The tax advantages are not the only reasons to consider forming an ESOP.  An ESOP is a useful planning tool for owners ready to transition to retirement.  The ESOP rewards the employees who have helped build the successful company. The owner can remain as a key person in management or on the board of directors while transitioning existing management to eventually run the company. In the meantime, the management is more invested in seeing the company succeed as the success of the company will have a direct benefit on their retirement account balances.

It’s not just management that often feels more loyal to the company. Employees who are now “owners” of the company feel more loyal and productive. An ESOP can be a recruiting tool for small businesses who may not be able to offer the same compensation or benefits as a larger corporation.
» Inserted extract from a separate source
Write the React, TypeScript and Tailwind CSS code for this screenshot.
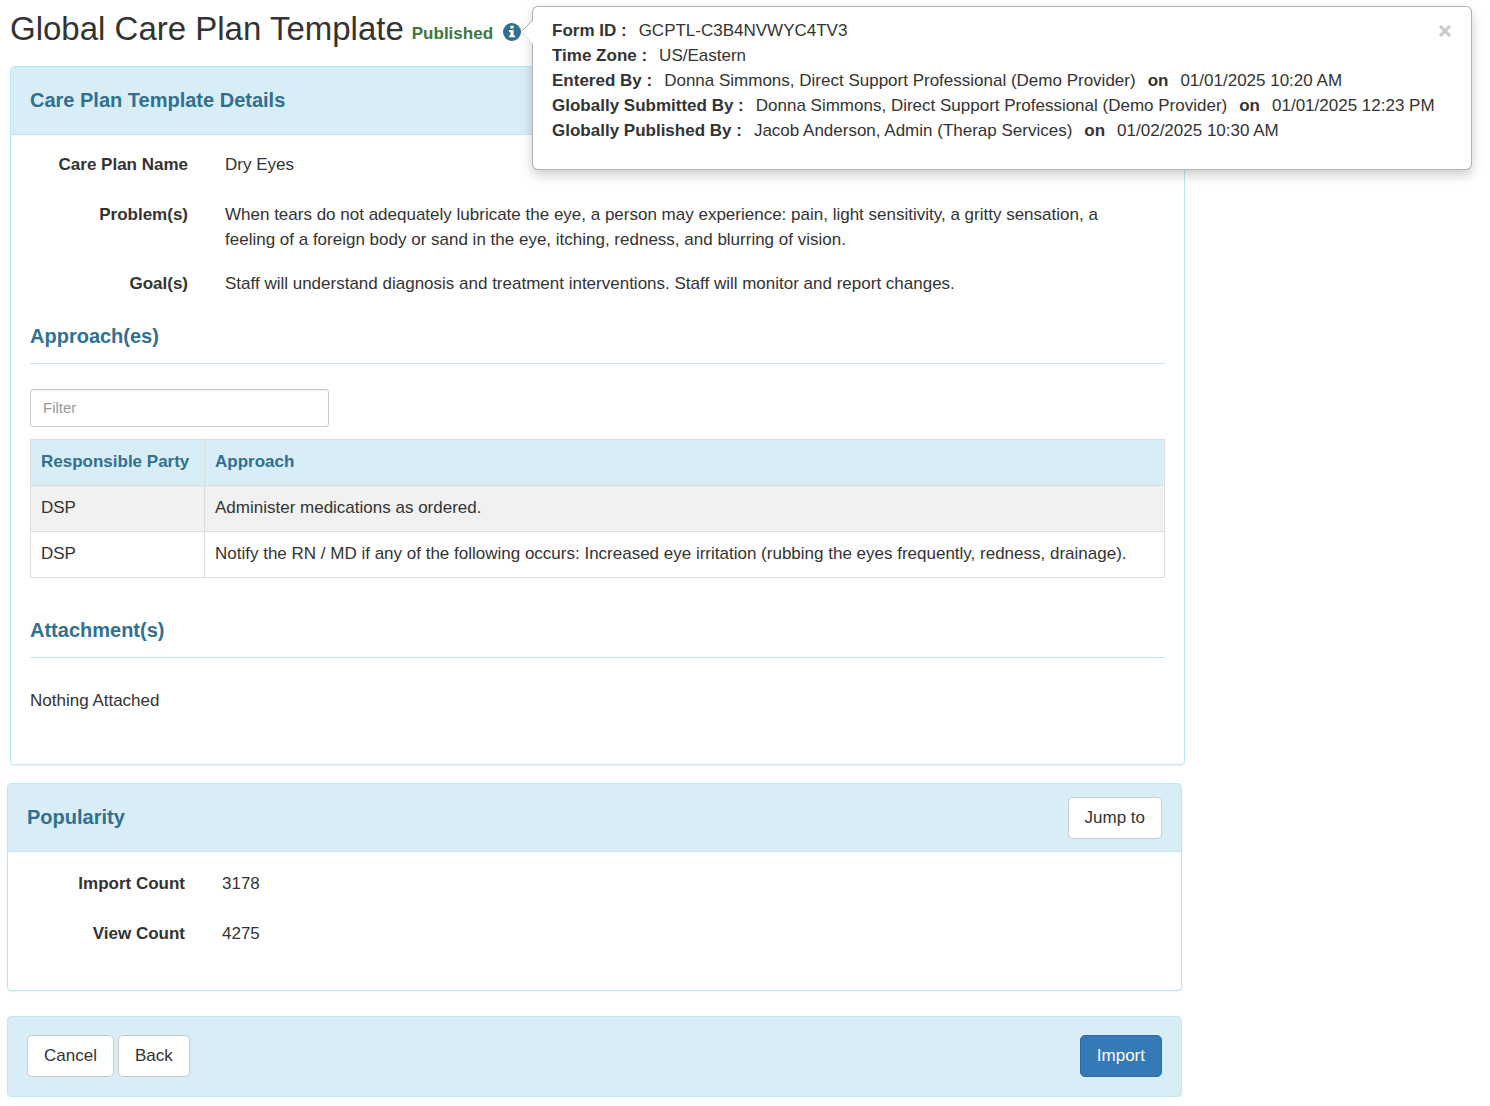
import type { ReactNode } from "react";

const approaches = [
  { party: "DSP", approach: "Administer medications as ordered." },
  {
    party: "DSP",
    approach:
      "Notify the RN / MD if any of the following occurs: Increased eye irritation (rubbing the eyes frequently, redness, drainage).",
  },
];

const formInfo = [
  { label: "Form ID", value: "GCPTL-C3B4NVWYC4TV3" },
  { label: "Time Zone", value: "US/Eastern" },
  {
    label: "Entered By",
    value: "Donna Simmons, Direct Support Professional (Demo Provider)",
    on: "01/01/2025 10:20 AM",
  },
  {
    label: "Globally Submitted By",
    value: "Donna Simmons, Direct Support Professional (Demo Provider)",
    on: "01/01/2025 12:23 PM",
  },
  {
    label: "Globally Published By",
    value: "Jacob Anderson, Admin (Therap Services)",
    on: "01/02/2025 10:30 AM",
  },
];

function InfoIcon() {
  return (
    <svg viewBox="0 0 18 18" className="block size-[18px]" aria-hidden="true">
      <circle cx="9" cy="9" r="9" fill="#31708f" />
      <path d="M7.4 2.8h3.2v2.7H7.4z M6 7h4.6v5.4H12v1.9H6v-1.9h1.4V8.9H6z" fill="#fff" />
    </svg>
  );
}

function Popover() {
  return (
    <div
      role="dialog"
      aria-label="Form information"
      className="absolute -top-[17px] left-full z-10 ml-[11px] min-w-[940px] rounded-md border border-black/30 bg-white px-[19px] pt-[11px] pb-[26px] whitespace-nowrap shadow-[0_5px_12px_rgba(0,0,0,0.2)]"
    >
      <svg viewBox="0 0 13 26" className="absolute top-3 -left-[12px] h-[26px] w-[13px]" aria-hidden="true">
        <path d="M13 0 0 13l13 13z" fill="#fff" />
        <path d="M12 1 0.5 12.5" stroke="#aaa" fill="none" />
        <path d="M0.5 13.5 12 25" stroke="#ddd" fill="none" />
      </svg>
      <button type="button" aria-label="Close" className="absolute top-[18px] right-5">
        <svg viewBox="0 0 12 12" className="block size-3" aria-hidden="true">
          <path d="M1 1l10 10M11 1l-10 10" stroke="#ccc" strokeWidth="3.2" />
        </svg>
      </button>
      {formInfo.map((row) => (
        <div key={row.label}>
          <b>{row.label} :</b>
          <span className="ml-3">{row.value}</span>
          {row.on && (
            <>
              <b className="mx-3">on</b>
              <span>{row.on}</span>
            </>
          )}
        </div>
      ))}
    </div>
  );
}

function Field({ label, children }: { label: string; children: ReactNode }) {
  return (
    <div className="flex gap-[37px]">
      <dt className="w-[158px] shrink-0 text-right font-bold">{label}</dt>
      <dd className="min-w-0 flex-1 pr-[30px]">{children}</dd>
    </div>
  );
}

function PanelHeader({ title, children }: { title: string; children?: ReactNode }) {
  return (
    <div className="flex h-[68px] items-center justify-between border-b border-[#bce8f1] bg-[#d9edf7] px-[19px]">
      <h2 className="text-[20px] font-bold text-[#31708f]">{title}</h2>
      {children}
    </div>
  );
}

function SectionTitle({ children }: { children: ReactNode }) {
  return (
    <h3 className="border-b border-[#bce8f1] pb-[14px] text-[20px] leading-[25px] font-bold text-[#31708f]">
      {children}
    </h3>
  );
}

const panel = "overflow-hidden rounded border border-[#bce8f1] bg-white shadow-[0_1px_1px_rgba(0,0,0,0.05)]";
const button = "h-[42px] rounded-[5px] border px-4 pb-px";
const cell = "border border-[#ddd] px-[10px] pt-[9px] pb-[11px]";

export default function App() {
  return (
    <main className="min-h-screen bg-white px-[7px] pb-[9px] font-['Liberation_Sans',Arial,sans-serif] text-[17px] leading-[25px] text-[#333]">
      <header className="flex items-center pt-[6px] pl-[3px]">
        <h1 className="text-[33px] leading-[46px]">Global Care Plan Template</h1>
        <span className="mt-2 ml-2 font-bold text-[#3c763d]">Published</span>
        <div className="relative mt-[6px] ml-[10px]">
          <button type="button" aria-label="Form information" className="block">
            <InfoIcon />
          </button>
          <Popover />
        </div>
      </header>

      <div className="max-w-[1178px]">
        <section className={`${panel} mt-[14px] ml-[3px]`}>
          <PanelHeader title="Care Plan Template Details" />
          <div className="px-[19px] pt-[17px] pb-[51px]">
            <dl className="flex flex-col">
              <Field label="Care Plan Name">Dry Eyes</Field>
              <div className="mt-[25px]">
                <Field label="Problem(s)">
                  When tears do not adequately lubricate the eye, a person may experience: pain, light sensitivity, a
                  gritty sensation, a feeling of a foreign body or sand in the eye, itching, redness, and blurring of
                  vision.
                </Field>
              </div>
              <div className="mt-[19px]">
                <Field label="Goal(s)">
                  Staff will understand diagnosis and treatment interventions. Staff will monitor and report changes.
                </Field>
              </div>
            </dl>

            <div className="mt-7">
              <SectionTitle>Approach(es)</SectionTitle>
            </div>
            <input
              type="text"
              aria-label="Filter"
              placeholder="Filter"
              className="mt-[25px] block h-[38px] w-[299px] rounded-[3px] border border-[#ccc] px-3 pb-px text-[15px] shadow-[inset_0_1px_1px_rgba(0,0,0,0.075)] placeholder:text-[#999]"
            />
            <table className="mt-3 w-full border-collapse">
              <thead>
                <tr className="bg-[#d9edf7] text-left text-[#31708f]">
                  <th className={`${cell} w-[174px] whitespace-nowrap`}>Responsible Party</th>
                  <th className={cell}>Approach</th>
                </tr>
              </thead>
              <tbody>
                {approaches.map((row) => (
                  <tr key={row.approach} className="odd:bg-[#f1f1f1]">
                    <td className={cell}>{row.party}</td>
                    <td className={cell}>{row.approach}</td>
                  </tr>
                ))}
              </tbody>
            </table>

            <div className="mt-10">
              <SectionTitle>Attachment(s)</SectionTitle>
            </div>
            <p className="mt-[30px]">Nothing Attached</p>
          </div>
        </section>
      </div>

      <div className="max-w-[1175px]">
        <section className={`${panel} mt-[18px]`}>
          <PanelHeader title="Popularity">
            <button type="button" className={`${button} border-[#ccc] bg-white`}>
              Jump to
            </button>
          </PanelHeader>
          <dl className="flex flex-col gap-[25px] px-[19px] pt-[19px] pb-11">
            <Field label="Import Count">3178</Field>
            <Field label="View Count">4275</Field>
          </dl>
        </section>

        <footer className="mt-[25px] flex items-center justify-between rounded border border-[#bce8f1] bg-[#d9edf7] px-[19px] pt-[18px] pb-[19px]">
          <div className="flex gap-1">
            <button type="button" className={`${button} border-[#ccc] bg-white`}>
              Cancel
            </button>
            <button type="button" className={`${button} border-[#ccc] bg-white`}>
              Back
            </button>
          </div>
          <button type="button" className={`${button} border-[#2e6da4] bg-[#337ab7] text-white`}>
            Import
          </button>
        </footer>
      </div>
    </main>
  );
}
Many small business owners are hesitant to sell to private equity or a larger corporation as they are uncertain how much of their core business will remain. With an ESOP, the company remains to preserve the legacy of the original founders.

ESOPs are not right for every company. Forming and maintaining an ESOP can be costly. If profit levels are low, an ESOP probably is not right. Companies with high employee turnover may not see the advantages of forming an ESOP, nor would it be appropriate for companies that rely heavily on contract workers. The seller will also likely yield more from a strategic buyer of the company than from the sale to an ESOP.

If you are looking at retirement and not sure what you will do with your company, learn some more about ESOPs.  You might really like them.